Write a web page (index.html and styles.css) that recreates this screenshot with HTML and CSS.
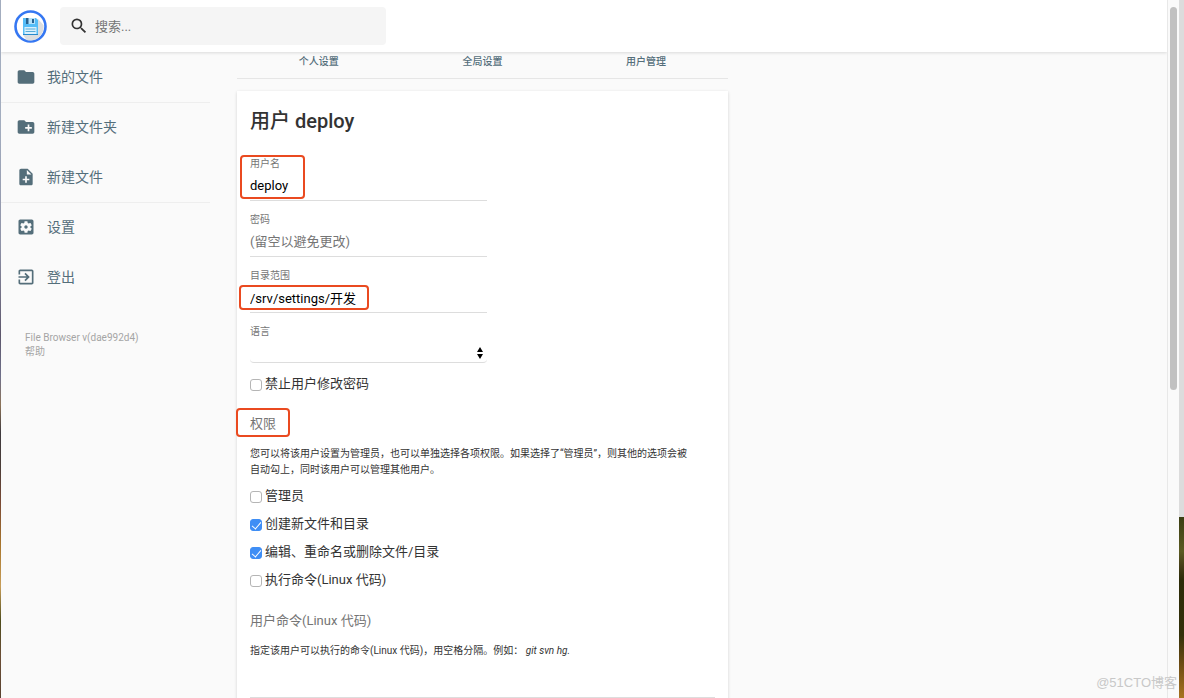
FILE: index.html
```html
<!DOCTYPE html>
<html lang="zh-CN">
<head>
<meta charset="utf-8">
<title>File Browser</title>
<link rel="stylesheet" href="styles.css">
</head>
<body>
<div class="edge-left"></div>
<div class="app">
  <header class="topbar">
    <svg class="logo" viewBox="0 0 33 33" role="img" aria-label="File Browser">
      <circle cx="16.500" cy="16.500" r="15" fill="#fff" stroke="#3577f2" stroke-width="2.600"/>
      <path d="M24 9l5.500 6a13.500 13.500 0 0 1-17 15L9 25z" fill="#dcdee0"/>
      <path d="M9 8h13l2 2v15H9z" fill="#55bdf8"/>
      <path d="M12 8h9v6h-9z" fill="#b5e2fb"/>
      <path d="M12 8h2.500v6H12zM18 9h2v4h-2z" fill="#28618f"/>
      <path d="M10.500 17h12v7h-12z" fill="#d9f0fd"/>
      <path d="M11.500 19h10M11.500 21.500h10" stroke="#58acd8" stroke-width="1"/>
      <path d="M9 24.500h15" stroke="#2889cc" stroke-width="1"/>
    </svg>
    <label class="search">
      <svg class="icon" viewBox="0 0 24 24" aria-hidden="true"><path d="M15.500 14h-.79l-.28-.27A6.471 6.471 0 0 0 16 9.500 6.500 6.500 0 1 0 9.500 16c1.610 0 3.090-.59 4.230-1.570l.27.28v.79l5 4.990L20.490 19l-4.990-5zm-6 0C7.010 14 5 11.990 5 9.500S7.010 5 9.500 5 14 7.010 14 9.500 11.990 14 9.500 14z"/></svg>
      <input type="text" placeholder="搜索..." aria-label="搜索">
    </label>
  </header>
  <div class="body">
    <nav class="sidebar">
      <div class="group">
        <button class="action"><svg class="icon" viewBox="0 0 24 24" aria-hidden="true"><path d="M10 4H4c-1.100 0-1.990.9-1.990 2L2 18c0 1.100.9 2 2 2h16c1.100 0 2-.9 2-2V8c0-1.100-.9-2-2-2h-8l-2-2z"/></svg><span>我的文件</span></button>
      </div>
      <div class="group">
        <button class="action"><svg class="icon" viewBox="0 0 24 24" aria-hidden="true"><path d="M20 6h-8l-2-2H4c-1.110 0-1.990.89-1.990 2L2 18c0 1.110.89 2 2 2h16c1.110 0 2-.89 2-2V8c0-1.110-.89-2-2-2zm-1 8h-3v3h-2v-3h-3v-2h3V9h2v3h3v2z"/></svg><span>新建文件夹</span></button>
        <button class="action"><svg class="icon" viewBox="0 0 24 24" aria-hidden="true"><path d="M14 2H6c-1.100 0-1.990.9-1.990 2L4 20c0 1.100.89 2 1.990 2H18c1.100 0 2-.9 2-2V8l-6-6zm2 14h-3v3h-2v-3H8v-2h3v-3h2v3h3v2zm-3-7V3.500L18.500 9H13z"/></svg><span>新建文件</span></button>
      </div>
      <div class="group">
        <button class="action"><svg class="icon" viewBox="0 0 24 24" aria-hidden="true"><path d="M12 10c-1.100 0-2 .9-2 2s.9 2 2 2 2-.9 2-2-.9-2-2-2zm7-7H5c-1.110 0-2 .9-2 2v14c0 1.100.89 2 2 2h14c1.110 0 2-.9 2-2V5c0-1.100-.89-2-2-2zm-1.750 9c0 .23-.02.46-.05.68l1.480 1.160c.13.110.17.3.08.45l-1.400 2.420c-.09.15-.27.21-.43.15l-1.740-.7c-.36.28-.76.51-1.180.69l-.26 1.850c-.03.17-.18.3-.35.3h-2.800c-.17 0-.32-.13-.35-.29l-.26-1.850c-.43-.18-.82-.41-1.180-.69l-1.740.7c-.16.06-.34 0-.43-.15l-1.400-2.420c-.09-.15-.05-.34.08-.45l1.480-1.160c-.03-.23-.05-.46-.05-.69s.02-.46.05-.68l-1.480-1.160c-.13-.11-.17-.3-.08-.45l1.400-2.420c.09-.15.27-.21.43-.15l1.740.7c.36-.28.76-.51 1.180-.69l.26-1.850c.03-.17.18-.3.35-.3h2.800c.17 0 .32.13.35.29l.26 1.850c.43.18.82.41 1.180.69l1.740-.7c.16-.06.34 0 .43.15l1.400 2.420c.09.15.05.34-.08.45l-1.480 1.160c.03.23.05.46.05.69z"/></svg><span>设置</span></button>
        <button class="action"><svg class="icon" viewBox="0 0 24 24" aria-hidden="true"><path d="M10.090 15.590L11.500 17l5-5-5-5-1.410 1.410L12.670 11H3v2h9.670l-2.580 2.590zM19 3H5c-1.110 0-2 .9-2 2v4h2V5h14v14H5v-4H3v4c0 1.100.89 2 2 2h14c1.100 0 2-.9 2-2V5c0-1.100-.9-2-2-2z"/></svg><span>登出</span></button>
      </div>
      <p class="credits">File Browser v(dae992d4)<br><a href="#help">帮助</a></p>
    </nav>
    <main class="content">
      <nav class="tabs">
        <a href="#profile">个人设置</a>
        <a href="#global">全局设置</a>
        <a href="#users">用户管理</a>
      </nav>
      <form class="card">
        <h2>用户 deploy</h2>
        <div class="field">
          <label for="username">用户名</label>
          <input id="username" type="text" value="deploy">
          <span class="mark mark-name"></span>
        </div>
        <div class="field">
          <label for="password">密码</label>
          <input id="password" type="password" placeholder="(留空以避免更改)">
        </div>
        <div class="field">
          <label for="scope">目录范围</label>
          <input id="scope" type="text" value="/srv/settings/开发">
          <span class="mark mark-scope"></span>
        </div>
        <div class="field">
          <label for="locale">语言</label>
          <div class="picker">
            <select id="locale"><option></option></select>
            <svg class="arrows" viewBox="0 0 6 12" aria-hidden="true"><path d="M3 0l3 5H0zM3 12L0 7h6z"/></svg>
          </div>
        </div>
        <label class="check"><input type="checkbox"><span>禁止用户修改密码</span></label>
        <h3>权限<span class="mark mark-perm"></span></h3>
        <p class="small">您可以将该用户设置为管理员，也可以单独选择各项权限。如果选择了“管理员”，则其他的选项会被<br>自动勾上，同时该用户可以管理其他用户。</p>
        <div class="checks">
          <label class="check"><input type="checkbox"><span>管理员</span></label>
          <label class="check"><input type="checkbox" checked><span>创建新文件和目录</span></label>
          <label class="check"><input type="checkbox" checked><span>编辑、重命名或删除文件/目录</span></label>
          <label class="check"><input type="checkbox"><span>执行命令(Linux 代码)</span></label>
        </div>
        <h3>用户命令(Linux 代码)</h3>
        <p class="small">指定该用户可以执行的命令(Linux 代码)，用空格分隔。例如： <i>git svn hg.</i></p>
        <input class="commands" type="text" aria-label="用户命令">
      </form>
    </main>
  </div>
</div>
<div class="scrollbar"><div class="thumb"></div></div>
<div class="edge-right"></div>
<div class="watermark">@51CTO博客</div>
</body>
</html>
```

FILE: styles.css
```css
* { box-sizing: border-box; }

body {
  margin: 0;
  height: 100vh;
  overflow: hidden;
  position: relative;
  display: flex;
  background: #fafafa;
  color: #333;
  font-family: Roboto, "Noto Sans CJK SC", sans-serif;
  font-size: 13px;
}

button, input, select { font: inherit; }
a { color: inherit; text-decoration: none; }

.edge-left {
  flex: none;
  width: 1px;
  background: linear-gradient(#a3adbf 0 18%, #8f93a8 35%, #5c566b 48%, #6f708a 54%, #8c7358 58%, #3f3a3e 62%, #4b3d38 67%, #7a4a35 72%, #a8752c 78%, #c79d58 84%, #4e4c1c 89%, #6b4e36 94%, #594230);
}

.app {
  flex: 1;
  min-width: 0;
  height: 100%;
  display: flex;
  flex-direction: column;
  overflow: hidden;
}

.icon { flex: none; width: 20px; height: 20px; fill: currentColor; }

.topbar {
  flex: none;
  display: flex;
  align-items: center;
  gap: 13px;
  height: 52px;
  background: #fff;
  box-shadow: 0 1px 3px rgba(0, 0, 0, .13);
  position: relative;
}

.logo { flex: none; width: 33px; height: 33px; margin-left: 13px; }

.search {
  display: flex;
  align-items: center;
  gap: 6px;
  width: 28%;
  height: 38px;
  padding: 0 9px;
  background: #f5f5f5;
  border-radius: 4px;
}

.search input {
  flex: 1;
  min-width: 0;
  padding: 0;
  border: 0;
  outline: 0;
  background: none;
}

.search input::placeholder { color: #757575; }

.body { flex: 1; min-height: 0; display: flex; gap: 27px; }

.sidebar { flex: none; width: 209px; }
.group + .group { box-shadow: inset 0 1px #eee; }

.action {
  display: flex;
  align-items: center;
  gap: 11px;
  width: 100%;
  height: 50px;
  padding: 0 15px;
  border: 0;
  background: none;
  color: #546e7a;
  font-size: 14px;
  text-align: left;
}

.action span { padding-bottom: 2px; }

.credits {
  margin: 29px 0 0;
  padding-left: 24px;
  color: #a5a5a5;
  font-size: 10px;
  line-height: 14px;
}

.content {
  flex: 1;
  display: grid;
  grid-template-columns: 19fr 17fr;
  align-content: start;
  row-gap: 12px;
}

.tabs, .card { grid-column: 1; }

.tabs {
  display: grid;
  grid-template-columns: repeat(3, 1fr);
  height: 27px;
  border-bottom: 1px solid #e6e6e6;
  color: #546e7a;
  font-size: 10px;
  font-weight: 500;
  line-height: 20px;
  text-align: center;
}

.card {
  padding: 18px 13px;
  background: #fff;
  box-shadow: 0 1px 3px rgba(0, 0, 0, .16);
}

h2 {
  margin: 0 0 24px;
  font-size: 20px;
  font-weight: 500;
  line-height: 24px;
}

.field {
  position: relative;
  width: 51%;
  margin-bottom: 12px;
}

.field label {
  display: block;
  color: #757575;
  font-size: 10px;
  line-height: 14px;
}

.field input, .commands {
  display: block;
  width: 100%;
  height: 30px;
  padding: 0;
  border: 0;
  border-bottom: 1px solid #ddd;
  outline: 0;
  background: none;
  color: #000;
}

.field input::placeholder { color: #757575; }

.picker { position: relative; }

.picker select {
  display: block;
  appearance: none;
  width: 100%;
  height: 24px;
  border: 0;
  border-bottom: 1px solid #ddd;
  border-radius: 4px;
  background: none;
}

.arrows {
  position: absolute;
  right: 4px;
  top: 8px;
  width: 6px;
  height: 12px;
  pointer-events: none;
}

.check {
  display: flex;
  align-items: center;
  gap: 3px;
  line-height: 20px;
}

.field + .check { margin-top: -1px; }

.check input {
  appearance: none;
  position: relative;
  flex: none;
  width: 12px;
  height: 12px;
  margin: 2px 0 0;
  border: 1px solid #b5b5b5;
  border-radius: 3px;
  background: #fff;
}

.check input:checked { background: #3f8ef5; border-color: #3f8ef5; }

.check input:checked::after {
  content: "";
  position: absolute;
  left: 3px;
  top: 0;
  width: 4px;
  height: 8px;
  border: solid #fff;
  border-width: 0 1px 1px 0;
  transform: rotate(40deg);
}

.checks { display: grid; gap: 8px; margin: 8px 0 21px; }

h3 {
  position: relative;
  margin: 20px 0 12px;
  color: #757575;
  font-size: 13px;
  font-weight: 400;
  line-height: 20px;
}

.small { margin: 0; font-size: 10px; line-height: 16px; }

.commands { height: 39px; }

.mark {
  position: absolute;
  border: 2px solid #ea4a20;
  border-radius: 4px;
  pointer-events: none;
}

.mark-name { left: -10px; top: -2px; width: 65px; height: 44px; }
.mark-scope { left: -11px; top: 16px; width: 130px; height: 25px; }
.mark-perm { left: -14px; top: -6px; width: 54px; height: 29px; }

.scrollbar {
  flex: none;
  width: 12px;
  padding: 7px 2px;
  background: #fafafa;
  border-left: 1px solid #e8e8e8;
}

.thumb { width: 7px; height: 56%; border-radius: 4px; background: #c1c1c1; }

.edge-right {
  flex: none;
  width: 5px;
  background: linear-gradient(#dcdcdc 0 74%, #3a3d12 74%, #5b5a22 79%, #463f18 81%, #2c2b08 83%, #33300a 91%, #6a4a12 95%, #a87320);
}

.watermark {
  position: absolute;
  right: 7px;
  bottom: 5px;
  color: #c8c8c8;
  font-family: "Liberation Sans", "Noto Sans CJK SC", sans-serif;
  font-size: 13px;
  line-height: 20px;
}
```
········
#### Problem description:
Copy out each line of the data containing the string "styles".

#### Right answer:
Write a web page (index.html and styles.css) that recreates this screenshot with HTML and CSS.
<link rel="stylesheet" href="styles.css">
FILE: styles.css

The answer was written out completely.